The designer duo Sagmeister & Walsh dedicates an exhibition at the MAK in Vienna to the subject of beauty and why it is necessary for a functional life.

Beauty is increasingly being accorded a subordinate role in the modern world. It is regarded as embellishment, as luxury, as show-off. The ideal of modernity seems to be functionality. 

The designer duo Sagmeister & Walsh in their "BEAUTY" exhibition at the Museum für Angewandte Kunst in Vienna is concerned with the fact that beauty and functionality are anything but mutually exclusive, but that beauty even increases functionality. 

In the participatory exhibition, visitors will be confronted with various projects from the fields of graphics, product design, urban planning and architecture, all relating to the concept of beauty, and encouraged to participate.
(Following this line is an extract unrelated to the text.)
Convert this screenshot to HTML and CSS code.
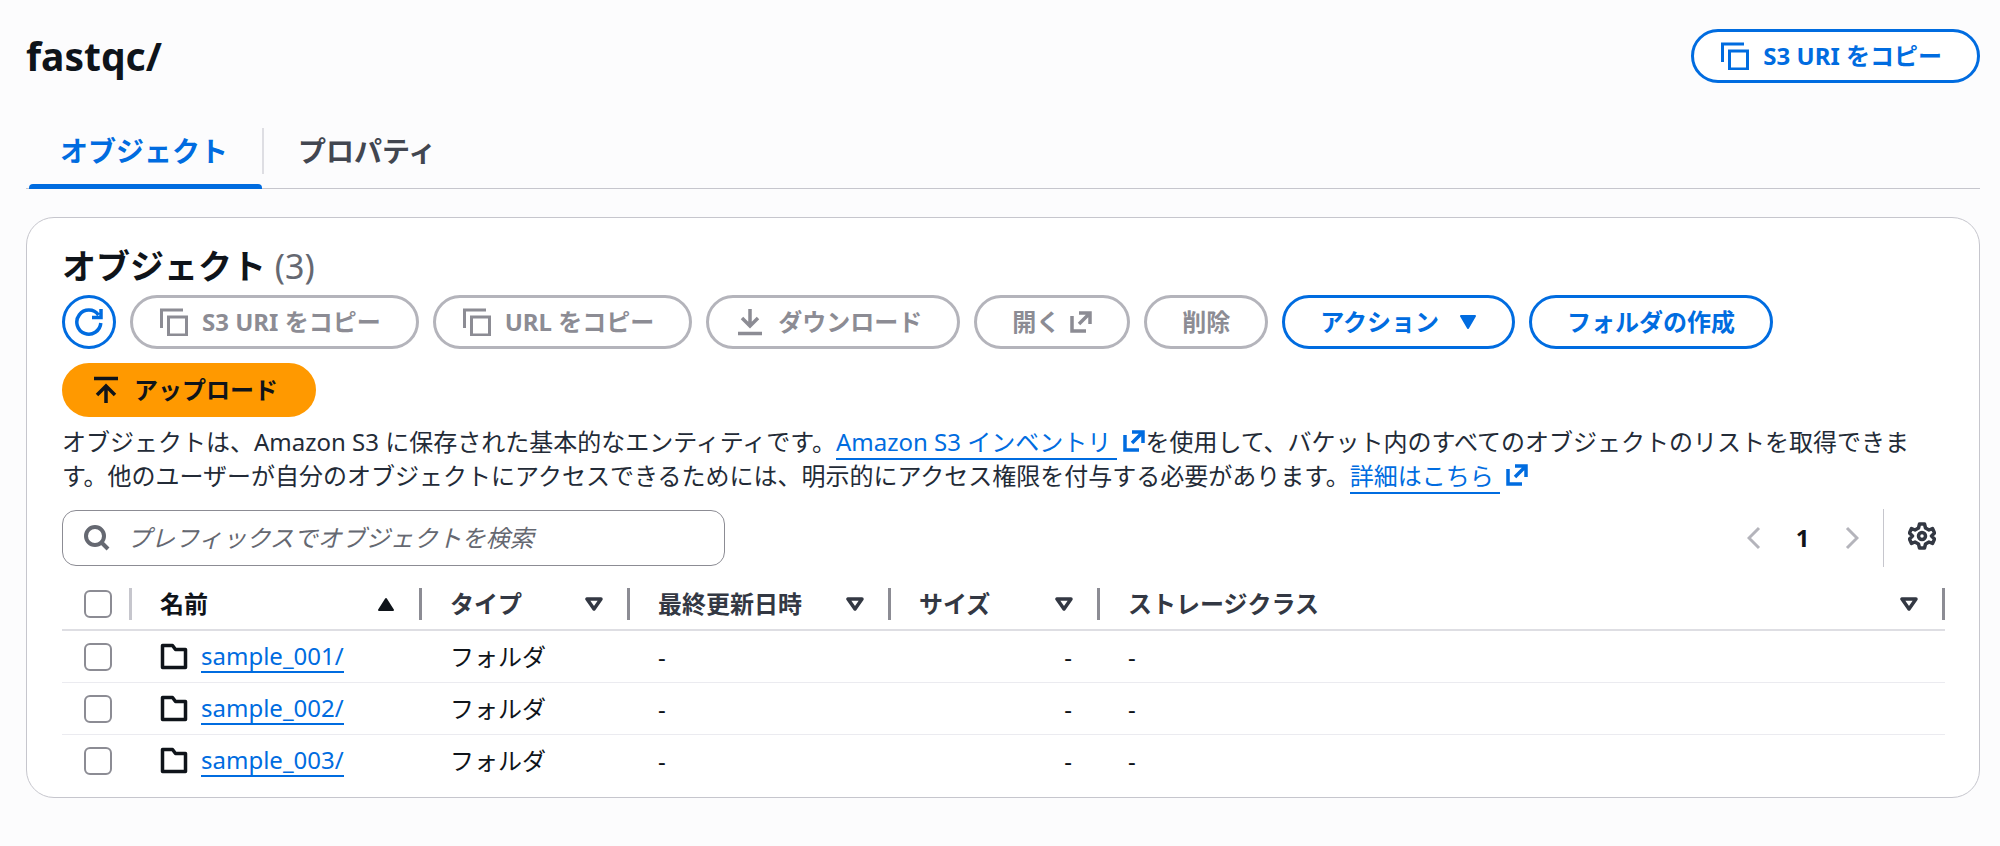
FILE: index.html
```
<!DOCTYPE html>
<html lang="ja">
<head>
    <meta charset="UTF-8">
    <meta name="viewport" content="width=device-width, initial-scale=1.0">
    <title>fastqc/</title>
    <link rel="stylesheet" href="styles.css">
</head>
<body>

    <!-- Shared icons -->
    <svg class="sprite" aria-hidden="true">
        <symbol id="icon-copy" viewBox="0 0 28 28">
            <path d="M1.500 20V2H23M8.500 9h18v18h-18z" fill="none" stroke="currentColor" stroke-width="3"/>
        </symbol>
        <symbol id="icon-external" viewBox="0 0 22 22">
            <path d="M2 5v15h14M9 2h11v11M20 2L9 13" fill="none" stroke="currentColor" stroke-width="3.500"/>
        </symbol>
        <symbol id="icon-folder" viewBox="0 0 28 28">
            <path d="M2.500 2.500h10l3 4h10v18h-23z" fill="none" stroke="currentColor" stroke-width="3.500" stroke-linejoin="round"/>
        </symbol>
        <symbol id="icon-sort" viewBox="0 0 18 14">
            <path d="M2 2h14L9 12z" fill="none" stroke="currentColor" stroke-width="3.500" stroke-linejoin="round"/>
        </symbol>
    </svg>

    <header class="page-header">
        <h1>fastqc/</h1>
        <button type="button" class="btn"><svg class="icon lead"><use href="#icon-copy"/></svg>S3 URI をコピー</button>
    </header>

    <nav class="tabs">
        <a href="#objects" class="tab active">オブジェクト</a>
        <a href="#properties" class="tab">プロパティ</a>
    </nav>

    <main class="card" id="objects">
        <h2>オブジェクト <span class="count">(3)</span></h2>

        <div class="actions">
            <button type="button" class="btn round" aria-label="更新">
                <svg class="icon" viewBox="0 0 28 28"><path d="M25.800 15A12 12 0 1 1 23.500 7M26 1v8.500h-9" fill="none" stroke="currentColor" stroke-width="3.500"/></svg>
            </button>
            <button type="button" class="btn" disabled><svg class="icon lead"><use href="#icon-copy"/></svg>S3 URI をコピー</button>
            <button type="button" class="btn" disabled><svg class="icon lead"><use href="#icon-copy"/></svg>URL をコピー</button>
            <button type="button" class="btn" disabled>
                <svg class="icon lead" viewBox="0 0 28 28"><path d="M14 1v17M6 10l8 8 8-8M2 25.500h24" fill="none" stroke="currentColor" stroke-width="3.500"/></svg>ダウンロード
            </button>
            <button type="button" class="btn" disabled>開く<svg class="icon external"><use href="#icon-external"/></svg></button>
            <button type="button" class="btn" disabled>削除</button>
            <button type="button" class="btn">アクション<svg class="caret" viewBox="0 0 18 14"><path d="M2 1h14L9 13z" fill="currentColor" stroke="currentColor" stroke-width="2" stroke-linejoin="round"/></svg></button>
            <button type="button" class="btn">フォルダの作成</button>
            <button type="button" class="btn primary">
                <svg class="icon lead" viewBox="0 0 28 28"><path d="M2 2.500h24M14 27V10M5 19l9-9 9 9" fill="none" stroke="currentColor" stroke-width="3.500"/></svg>アップロード
            </button>
        </div>

        <p class="description">オブジェクトは、Amazon S3 に保存された基本的なエンティティです。<a href="#inventory"><span class="link-text">Amazon S3 インベントリ </span><svg class="icon external"><use href="#icon-external"/></svg></a>を使用して、バケット内のすべてのオブジェクトのリストを取得できます。他のユーザーが自分のオブジェクトにアクセスできるためには、明示的にアクセス権限を付与する必要があります。<a href="#details"><span class="link-text">詳細はこちら </span><svg class="icon external"><use href="#icon-external"/></svg></a></p>

        <div class="toolbar">
            <label class="search">
                <svg class="search-icon" viewBox="0 0 26 26"><circle cx="11" cy="11" r="9" fill="none" stroke="currentColor" stroke-width="4"/><path d="M17 17l7 7" stroke="currentColor" stroke-width="4"/></svg>
                <input type="search" placeholder="プレフィックスでオブジェクトを検索" aria-label="プレフィックスでオブジェクトを検索">
            </label>
            <div class="pagination">
                <button type="button" class="page-btn" aria-label="前のページ" disabled><svg class="chevron" viewBox="0 0 14 24"><path d="M12 2L2 12l10 10" fill="none" stroke="currentColor" stroke-width="3"/></svg></button>
                <button type="button" class="page-btn">1</button>
                <button type="button" class="page-btn" aria-label="次のページ" disabled><svg class="chevron" viewBox="0 0 14 24"><path d="M2 2l10 10L2 22" fill="none" stroke="currentColor" stroke-width="3"/></svg></button>
            </div>
            <button type="button" class="settings" aria-label="設定">
                <svg class="icon" viewBox="0 0 28 28" fill="none" stroke="currentColor" stroke-width="3.500" stroke-linejoin="round"><path d="M11.500 2h5l1 4 3.500 2 3.500-1.500 2 4.500-3 3 3 3-2 4.500L21 20l-3.500 2-1 4h-5l-1-4L7 20l-3.500 1.500-2-4.500 3-3-3-3 2-4.500L7 8l3.500-2z"/><circle cx="14" cy="14" r="3.500"/></svg>
            </button>
        </div>

        <table>
            <colgroup>
                <col class="col-check">
                <col class="col-name">
                <col class="col-type">
                <col class="col-date">
                <col class="col-size">
                <col>
            </colgroup>
            <thead>
                <tr>
                    <th class="light"><div class="head"><input type="checkbox" aria-label="すべて選択"></div></th>
                    <th class="sorted"><div class="head">名前<svg class="sort" viewBox="0 0 18 14"><path d="M2 13h14L9 2z" fill="currentColor" stroke="currentColor" stroke-width="2" stroke-linejoin="round"/></svg></div></th>
                    <th><div class="head">タイプ<svg class="sort"><use href="#icon-sort"/></svg></div></th>
                    <th><div class="head">最終更新日時<svg class="sort"><use href="#icon-sort"/></svg></div></th>
                    <th><div class="head">サイズ<svg class="sort"><use href="#icon-sort"/></svg></div></th>
                    <th><div class="head">ストレージクラス<svg class="sort"><use href="#icon-sort"/></svg></div></th>
                </tr>
            </thead>
            <tbody>
                <tr>
                    <td><input type="checkbox" aria-label="sample_001/"></td>
                    <td><div class="name"><svg class="icon"><use href="#icon-folder"/></svg><a href="#sample_001" class="link-text">sample_001/</a></div></td>
                    <td>フォルダ</td>
                    <td>-</td>
                    <td class="size">-</td>
                    <td>-</td>
                </tr>
                <tr>
                    <td><input type="checkbox" aria-label="sample_002/"></td>
                    <td><div class="name"><svg class="icon"><use href="#icon-folder"/></svg><a href="#sample_002" class="link-text">sample_002/</a></div></td>
                    <td>フォルダ</td>
                    <td>-</td>
                    <td class="size">-</td>
                    <td>-</td>
                </tr>
                <tr>
                    <td><input type="checkbox" aria-label="sample_003/"></td>
                    <td><div class="name"><svg class="icon"><use href="#icon-folder"/></svg><a href="#sample_003" class="link-text">sample_003/</a></div></td>
                    <td>フォルダ</td>
                    <td>-</td>
                    <td class="size">-</td>
                    <td>-</td>
                </tr>
            </tbody>
        </table>
    </main>

</body>
</html>
```
FILE: styles.css
```
/* General Styles */
* {
    box-sizing: border-box;
}

body {
    font-family: "Noto Sans", "Noto Sans CJK JP", sans-serif;
    font-size: 24px;
    line-height: 34px;
    margin: 0;
    padding: 29px 20px 29px 26px;
    background-color: #fcfcfd;
    color: #0f141a;
}

h1, h2, p {
    margin: 0;
}

a {
    color: #006ce0;
    text-decoration: none;
}

button, input {
    font: inherit;
    color: inherit;
}

.sprite {
    display: none;
}

.icon {
    width: 28px;
    height: 28px;
    flex: none;
}

.icon.external {
    width: 22px;
    height: 22px;
}

/* Header */
.page-header {
    display: flex;
    align-items: center;
    justify-content: space-between;
}

h1 {
    font-size: 39px;
    line-height: 54px;
}

/* Buttons */
.btn {
    display: flex;
    align-items: center;
    height: 54px;
    padding: 0 35px;
    border: 3px solid #006ce0;
    border-radius: 28px;
    background: white;
    color: #006ce0;
    font-weight: 700;
    white-space: nowrap;
}

.btn:disabled {
    border-color: #b4b4bb;
    color: #8c8c94;
}

.btn .lead {
    margin-left: -8px;
    margin-right: 14px;
}

.btn .external {
    margin-left: 10px;
}

.btn.round {
    width: 54px;
    padding: 0;
    justify-content: center;
}

.btn.primary {
    background: #ff9900;
    border-color: #ff9900;
    color: #0f141a;
}

.caret {
    width: 18px;
    height: 14px;
    margin-left: 20px;
}

/* Tabs */
.tabs {
    display: flex;
    align-items: center;
    height: 76px;
    margin-top: 30px;
    border-bottom: 1px solid #c6c6cd;
    font-size: 28px;
    font-weight: 700;
}

.tab {
    display: flex;
    align-items: center;
    height: 46px;
    padding: 0 34px;
    color: #424650;
}

.tab.active {
    position: relative;
    border-right: 2px solid #dedee3;
    color: #006ce0;
}

.tab.active::after {
    content: "";
    position: absolute;
    left: 3px;
    right: 0;
    bottom: -15px;
    height: 5px;
    border-radius: 4px 4px 0 0;
    background: #006ce0;
}

/* Objects card */
.card {
    margin-top: 28px;
    padding: 27px 34px 10px 35px;
    border: 1px solid #c6c6cd;
    border-radius: 28px;
    background: white;
}

h2 {
    margin-bottom: 8px;
    font-size: 34px;
    line-height: 42px;
}

.count {
    color: #656871;
    font-weight: 400;
}

.actions {
    display: flex;
    flex-wrap: wrap;
    gap: 14px;
}

.description {
    margin-top: 8px;
    color: #232b37;
}

.description .external {
    margin-left: 6px;
    vertical-align: -1px;
}

.link-text {
    border-bottom: 2px solid #006ce0;
    line-height: 30px;
}

/* Search and paging */
.toolbar {
    display: flex;
    align-items: center;
    margin-top: 16px;
}

.search {
    display: flex;
    align-items: center;
    gap: 17px;
    width: 663px;
    height: 56px;
    padding: 0 21px;
    border: 1px solid #8c8c94;
    border-radius: 14px;
    color: #656871;
}

.search-icon {
    width: 26px;
    height: 26px;
    flex: none;
}

.search input {
    flex: 1;
    min-width: 0;
    padding: 0;
    border: none;
    outline: none;
    background: none;
}

.search input::placeholder {
    color: #656871;
    font-style: italic;
    opacity: 1;
}

.pagination {
    display: flex;
    margin-left: auto;
    padding-right: 7px;
}

.page-btn, .settings {
    display: flex;
    align-items: center;
    justify-content: center;
    padding: 0;
    border: none;
    background: none;
}

.page-btn {
    width: 49px;
    height: 34px;
    font-weight: 700;
}

.page-btn:disabled {
    color: #b4b4bb;
}

.chevron {
    width: 14px;
    height: 24px;
}

.settings {
    width: 62px;
    height: 58px;
    padding: 0 0 4px 14px;
    border-left: 1px solid #c6c6cd;
    color: #333843;
}

/* Table */
table {
    width: 100%;
    margin-top: 11px;
    border-collapse: separate;
    border-spacing: 0;
    table-layout: fixed;
}

.col-check {
    width: 70px;
}

.col-name {
    width: 290px;
}

.col-type {
    width: 208px;
}

.col-date {
    width: 261px;
}

.col-size {
    width: 209px;
}

th {
    height: 53px;
    padding: 0;
    border-bottom: 2px solid #dedee3;
    color: #333843;
    text-align: left;
}

.head {
    display: flex;
    align-items: center;
    justify-content: space-between;
    height: 32px;
    padding: 0 24px 0 28px;
    border-right: 3px solid #8c8c94;
}

.light .head {
    padding: 0 0 0 22px;
    border-color: #c6c6cd;
}

.sorted {
    color: #0f141a;
}

.sort {
    width: 18px;
    height: 14px;
}

td {
    height: 52px;
    padding: 0 28px;
    border-bottom: 1px solid #ebebf0;
}

td:first-child {
    padding: 0 0 0 22px;
}

tbody tr:last-child td {
    border-bottom: none;
}

.name {
    display: flex;
    align-items: center;
    gap: 13px;
}

.size {
    text-align: right;
}

input[type="checkbox"] {
    display: block;
    appearance: none;
    width: 28px;
    height: 28px;
    margin: 0;
    border: 2px solid #8c8c94;
    border-radius: 6px;
    background: white;
}

input[type="checkbox"]:checked {
    border-color: #006ce0;
    background: #006ce0;
}
```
Elements of the exhibition such as artistically designed plastic chandeliers show that functionality and beauty can go hand in hand. A colourful curtain of pig bladders – a by-product of the meat industry – proves that even supposedly unaesthetic aesthetics can develop. 

But examples from urban planning also show that aesthetically improved urban districts reduce crime rates and improve coexistence. A video from the medical sector also shows that our sense of beauty is preserved even when most of the functions of our minds are already severely impaired. 

Again and again, there are participative elements in which the visitor can use "beauty" chips to vote for what he finds beautiful. The visitor is asked to question his own personal attitude towards beauty – in a Sagmeister & Walsh own aesthetic way.

"B E A U T Y" is a plea for beauty. Contrary to the modern view, beauty is not a useless luxury, but helps functionality to fully develop its power.